11. In other words, the assessee did not get an opportunity to have their say before the Tribunal in the matter. In these circumstances, it is unnecessary for us to go into the question as to whether the Tribunal is entitled to issue a direction of the nature given in the appellate order to the effect that the appellants are not entitled to refund of the tax paid pursuant to the voluntary return filed by them. Even assuming that the Tribunal has got such a power under Section 24(5), it has not been exercised in the manner provided in the said sub-section. We make it clear that we have not considered the question as to whether the Tribunal has got the power to issue such a direction under Section 24(5) in the instant case, for according to us, it is unnecessary to consider the said question on the facts of this case.
12. In these circumstances, we delete the following directions issued in the appellate order :
“However, in the light of the decision of the Allahabad High Court cited above, we hold that the additional tax paid by the assessee voluntarily is not liable to be refunded.”
13. We make it clear that it is for the Assessing Officer to give effect to the appellate order of the Tribunal holding that the reassessment orders in all these cases are barred by limitation.
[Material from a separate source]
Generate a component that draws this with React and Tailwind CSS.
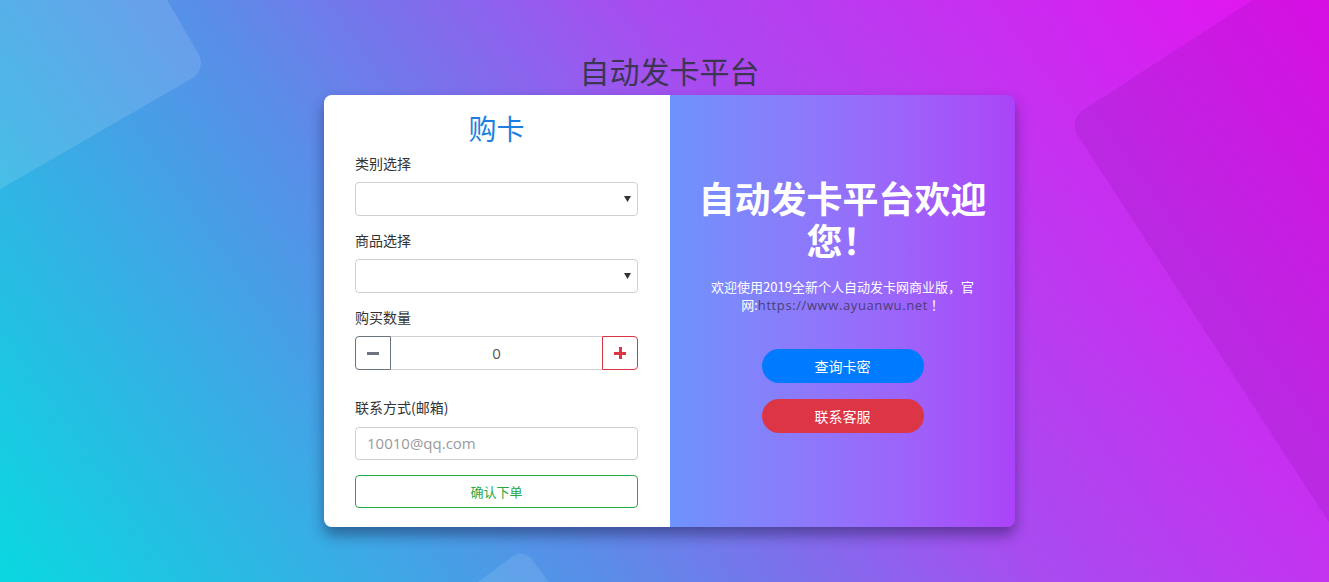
import React from "react";

const CJK = { fontFamily: '"Noto Sans CJK SC", "Open Sans", sans-serif' };

function Caret() {
  return (
    <svg width="7" height="6" viewBox="0 0 7 6" className="fill-[#333]">
      <path d="M0 0 L7 0 L3.5 6 Z" />
    </svg>
  );
}

function SelectBox() {
  return (
    <div className="mt-[9px] h-[34px] rounded-[4px] border border-[#cfcfcf] bg-white flex items-center justify-end pr-[6px]">
      <Caret />
    </div>
  );
}

function Label({ children, className = "" }) {
  return (
    <div className={`text-[14px] leading-[20px] text-[#333] ${className}`}>
      {children}
    </div>
  );
}

export default function App() {
  return (
    <div
      className="relative h-screen w-full overflow-hidden bg-[linear-gradient(55deg,#0ad8e0_0%,#5a8de8_35%,#a84cf0_60%,#e810f0_100%)]"
      style={CJK}
    >
      {/* ── decorative background shapes ── */}
      <div className="absolute left-[-384px] top-[-272px] w-[500px] h-[500px] rotate-[60deg] rounded-[18px] bg-white/[0.12] pointer-events-none" />
      <div className="absolute left-[1202px] top-[-127px] w-[700px] h-[700px] -rotate-[33deg] rounded-[18px] bg-[#3a0060]/[0.10] pointer-events-none" />
      <div className="absolute left-[402px] top-[588px] w-[200px] h-[200px] rotate-[54deg] rounded-[14px] bg-white/[0.10] pointer-events-none" />

      {/* ── page content ── */}
      <div className="relative z-10 flex flex-col items-center pt-[52px] pl-[10px]">
        <h1 className="text-[30px] leading-[36px] font-normal text-[#3c3653] mb-[7px]">
          自动发卡平台
        </h1>

        <div className="flex w-[691px] rounded-[8px] overflow-hidden shadow-[0_8px_14px_rgba(20,20,60,0.45)]">
          {/* Left: buy form */}
          <div className="w-[346px] bg-white pt-[16px] pb-[19px] pl-[31px] pr-[32px]">
            <h2 className="text-center text-[28px] leading-[34px] font-normal text-[#1c7fe0]">
              购卡
            </h2>

            <Label className="mt-[8px]">类别选择</Label>
            <SelectBox />

            <Label className="mt-[14px]">商品选择</Label>
            <SelectBox />

            <Label className="mt-[14px]">购买数量</Label>
            <div className="mt-[9px] flex h-[34px]">
              <button className="w-[36px] h-full rounded-l-[4px] border border-[#6c757d] flex items-center justify-center">
                <span className="block w-[12px] h-[3px] bg-[#6c757d]" />
              </button>
              <div
                className="flex-1 border-y border-[#cfcfcf] flex items-center justify-center text-[15px] text-[#555]"
                style={{ fontFamily: '"Open Sans", sans-serif' }}
              >
                0
              </div>
              <button className="w-[36px] h-full rounded-r-[4px] border border-[#dc3545] flex items-center justify-center relative">
                <span className="block w-[12px] h-[3px] bg-[#dc3545]" />
                <span className="absolute block w-[3px] h-[12px] bg-[#dc3545]" />
              </button>
            </div>

            <Label className="mt-[27px]">联系方式(邮箱)</Label>
            <div
              className="mt-[10px] h-[33px] rounded-[4px] border border-[#cfcfcf] flex items-center pl-[11px] text-[15px] text-[#9a9a9a]"
              style={{ fontFamily: '"Open Sans", sans-serif' }}
            >
              10010@qq.com
            </div>

            <button className="mt-[15px] w-full h-[33px] rounded-[4px] border border-[#28a745] text-[13px] text-[#28a745] flex items-center justify-center">
              确认下单
            </button>
          </div>

          {/* Right: welcome */}
          <div className="w-[345px] bg-linear-to-r from-[#6d93fc] to-[#ab43f8] pt-[81px] px-[27px] flex flex-col items-center text-white">
            <h2 className="text-center text-[36px] leading-[42px] font-bold">
              自动发卡平台欢迎您！
            </h2>
            <p className="mt-[18px] px-[10px] text-center text-[13px] leading-[18px]">
              欢迎使用2019全新个人自动发卡网商业版，官网:
              <span
                className="text-[#4a3f78] tracking-[0.6px]"
                style={{ fontFamily: '"Open Sans", sans-serif' }}
              >
                https://www.ayuanwu.net
              </span>
              {"  "}！
            </p>
            <button className="mt-[35px] w-[162px] h-[34px] rounded-full bg-[#007bff] text-[14px] text-white flex items-center justify-center">
              查询卡密
            </button>
            <button className="mt-[16px] w-[162px] h-[34px] rounded-full bg-[#dc3545] text-[14px] text-white flex items-center justify-center">
              联系客服
            </button>
          </div>
        </div>
      </div>
    </div>
  );
}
Of course, when the question of refund arises, or if the assessee seeks for refund of tax paid, certainly, it is a matter for consideration by the Assessing Officer in accordance with law, and if for any reason, the Assessing Officer feels that the appellants cannot be granted refund of the tax paid pursuant to the voluntary returns filed by them or pursuant to the reassessment orders, if any, the Assessing Officer has to issue a notice to the appellant pointing out the circumstances under which refund cannot be ordered, in which case, the appellants are entitled to show cause against the same. The Assessing Officer will also pass a reasoned order in accordance with law, in this matter.
14. The wealth-tax appeals are disposed of as above.